Song Thoughts: Don’t Worry, Desmond Dekker

I’ve loved the Mighty Mighty Bosstones’ work for many a year now, and just like with all the other things I love, I tend to over-examine them. I like to tell myself that their work is heavily narrative, telling snatches of stories in very approachable, memorable ways. Music conveys things the words don’t, and repetition helps underscore and emphasise things within this space. It’s all very interesting to me for a band that is fronted by a man who sounds like he gargles hammers.

Today, I was struck, as I listened to an old favourite, about why a song felt strange to me.
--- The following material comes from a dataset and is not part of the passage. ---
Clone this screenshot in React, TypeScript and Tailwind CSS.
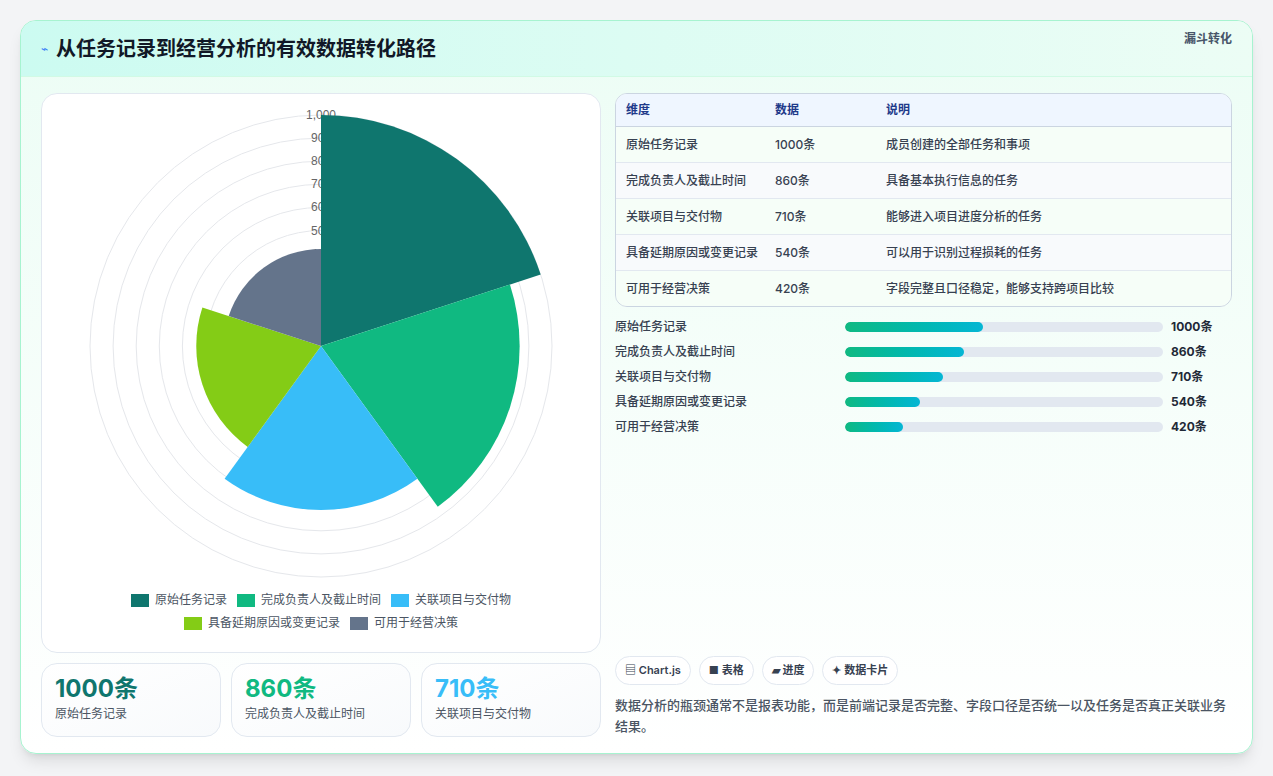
import React from 'react';

const rows = [
  { name: '原始任务记录', value: 1000, note: '成员创建的全部任务和事项', color: '#0f766e' },
  { name: '完成负责人及截止时间', value: 860, note: '具备基本执行信息的任务', color: '#10b981' },
  { name: '关联项目与交付物', value: 710, note: '能够进入项目进度分析的任务', color: '#38bdf8' },
  { name: '具备延期原因或变更记录', value: 540, note: '可以用于识别过程损耗的任务', color: '#84cc16' },
  { name: '可用于经营决策', value: 420, note: '字段完整且口径稳定，能够支持跨项目比较', color: '#64748b' },
];

const CX = 279;
const CY = 251;
const R = 231;

function wedge(i: number, v: number) {
  const r = (v / 1000) * R;
  const a0 = ((-90 + i * 72) * Math.PI) / 180;
  const a1 = ((-90 + (i + 1) * 72) * Math.PI) / 180;
  const x0 = CX + r * Math.cos(a0);
  const y0 = CY + r * Math.sin(a0);
  const x1 = CX + r * Math.cos(a1);
  const y1 = CY + r * Math.sin(a1);
  return `M${CX},${CY} L${x0},${y0} A${r},${r} 0 0 1 ${x1},${y1} Z`;
}

const PolarChart: React.FC = () => (
  <svg width="558" height="490" className="block">
    {[1, 2, 3, 4, 5, 6, 7, 8, 9, 10].map((k) => (
      <circle key={k} cx={CX} cy={CY} r={(k / 10) * R} fill="none" stroke="#e5e7eb" strokeWidth="1" />
    ))}
    {[1, 2, 3, 4, 5, 6, 7, 8, 9, 10].map((k) => (
      <text key={k} x={CX} y={CY - (k / 10) * R + 4} textAnchor="middle" fontSize="12" fill="#666" fontFamily="Liberation Sans, sans-serif">
        {k === 10 ? '1,000' : k * 100}
      </text>
    ))}
    {rows.map((r, i) => (
      <path key={r.name} d={wedge(i, r.value)} fill={r.color} />
    ))}
  </svg>
);

const App: React.FC = () => {
  return (
    <div className="w-[1273px] h-[776px] bg-[#f3f4f6] p-5 pb-[22px]" style={{ fontFamily: 'Inter, "Noto Sans CJK SC", sans-serif' }}>
      <div className="h-full rounded-2xl border border-[#a7f3d0] bg-gradient-to-b from-[#ecfdf5] to-white shadow-lg overflow-hidden flex flex-col">
        {/* Header */}
        <div className="h-14 flex items-center justify-between px-5 bg-gradient-to-r from-[#ccfbf1] to-[#ecfdf5] border-b border-[#d1fae5]">
          <div className="flex items-center gap-2">
            <span className="text-[#3b82f6] text-xs">⌁</span>
            <h1 className="text-[20px] font-bold text-[#111827]">从任务记录到经营分析的有效数据转化路径</h1>
          </div>
          <span className="text-xs font-semibold text-[#475569] -mt-5">漏斗转化</span>
        </div>

        <div className="flex-1 flex gap-[14px] px-5 pt-4 pb-4">
          {/* Left */}
          <div className="w-[560px] flex flex-col gap-[10px]">
            <div className="h-[560px] bg-white rounded-2xl border border-[#e2e8f0] flex flex-col items-center pt-[1px]">
              <PolarChart />
              <div className="flex flex-col items-center gap-[7px] text-xs text-[#4b5563] mt-[7px]">
                <div className="flex gap-[10px]">
                  {rows.slice(0, 3).map((r) => (
                    <span key={r.name} className="flex items-center gap-[6px]">
                      <span className="w-[18px] h-[13px] inline-block" style={{ background: r.color }} />
                      {r.name}
                    </span>
                  ))}
                </div>
                <div className="flex gap-[10px]">
                  {rows.slice(3).map((r) => (
                    <span key={r.name} className="flex items-center gap-[6px]">
                      <span className="w-[18px] h-[13px] inline-block" style={{ background: r.color }} />
                      {r.name}
                    </span>
                  ))}
                </div>
              </div>
            </div>
            <div className="grid grid-cols-3 gap-[10px]">
              {[
                { v: '1000条', l: '原始任务记录', c: 'text-[#0f766e]' },
                { v: '860条', l: '完成负责人及截止时间', c: 'text-[#10b981]' },
                { v: '710条', l: '关联项目与交付物', c: 'text-[#38bdf8]' },
              ].map((s) => (
                <div key={s.l} className="h-[74px] rounded-2xl border border-[#e2e8f0] bg-gradient-to-br from-white to-[#f8fafc] px-[13px] pt-[9px]">
                  <div className={`text-[24px] font-bold leading-[32px] ${s.c}`}>{s.v}</div>
                  <div className="text-xs text-[#4b5563] mt-[1px]">{s.l}</div>
                </div>
              ))}
            </div>
          </div>

          {/* Right */}
          <div className="flex-1 flex flex-col">
            <div className="rounded-xl border border-[#cbd5e1] overflow-hidden bg-white text-xs">
              <div className="grid grid-cols-[149px_111px_1fr] bg-[#eff6ff] h-[33px] items-center px-[10px] font-semibold text-[#1e3a8a] border-b border-[#cbd5e1]">
                <span>维度</span><span>数据</span><span>说明</span>
              </div>
              {rows.map((r, i) => (
                <div key={r.name} className={`grid grid-cols-[149px_111px_1fr] px-[10px] py-[9px] leading-[17px] text-[#374151] font-medium ${i % 2 === 0 ? 'bg-[#f0fdf4]/60' : 'bg-[#f8fafc]'} ${i < 4 ? 'border-b border-[#e2e8f0]' : ''}`}>
                  <span className="pr-2">{r.name}</span>
                  <span>{r.value}条</span>
                  <span>{r.note}</span>
                </div>
              ))}
            </div>
            <div className="flex flex-col gap-[9px] mt-[12px] text-xs text-[#374151]">
              {rows.map((r) => (
                <div key={r.name} className="flex items-center h-4">
                  <span className="w-[230px] font-medium">{r.name}</span>
                  <div className="w-[318px] h-[10px] rounded-full bg-[#e2e8f0] overflow-hidden">
                    <div className="h-full rounded-full bg-gradient-to-r from-[#10b981] to-[#06b6d4]" style={{ width: `${(r.value / 1000) * 43.5}%` }} />
                  </div>
                  <span className="ml-[8px] font-bold text-[#1f2937]">{r.value}条</span>
                </div>
              ))}
            </div>
            <div className="flex-1" />
            <div className="flex gap-[8px] text-[11px] font-semibold text-[#374151]">
              {['▤ Chart.js', '■ 表格', '▰ 进度', '✦ 数据卡片'].map((c) => (
                <span key={c} className="h-[29px] px-[9px] flex items-center rounded-full border border-[#e2e8f0] bg-white">{c}</span>
              ))}
            </div>
            <p className="mt-[10px] text-[13px] leading-[21px] text-[#4b5563] font-medium">
              数据分析的瓶颈通常不是报表功能，而是前端记录是否完整、字段口径是否统一以及任务是否真正关联业务结果。
            </p>
          </div>
        </div>
      </div>
    </div>
  );
};

export default App;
THE MIGHTY MIGHTY BOSSTONES - Don't Worry Desmond Dekker

Don’t Worry Desmond Dekker is a piece about, as best as I can tell, a platonic breakup. It’s a song about two people – not even necessarily two men, though Dickie Barrett’s voice does help kinda pull it towards the idea of at least one dude being involved, and I’m inclined of late to examine the male platonic relationship thanks to Jeb – who had a relationship, which at some incident, ended. But the song isn’t a wistful, mourning story, like Adele’s Somebody Like You, it’s about the wistful distance you feel from your experiences and your anger. It’s about how what’s left of the friendship, what’s at the end of it, and oh, it did end, is memories of shared interests, of laughter and joy, and, of course, those precious items, given or loaned, and never returned: The Desmond Dekker and Clash records.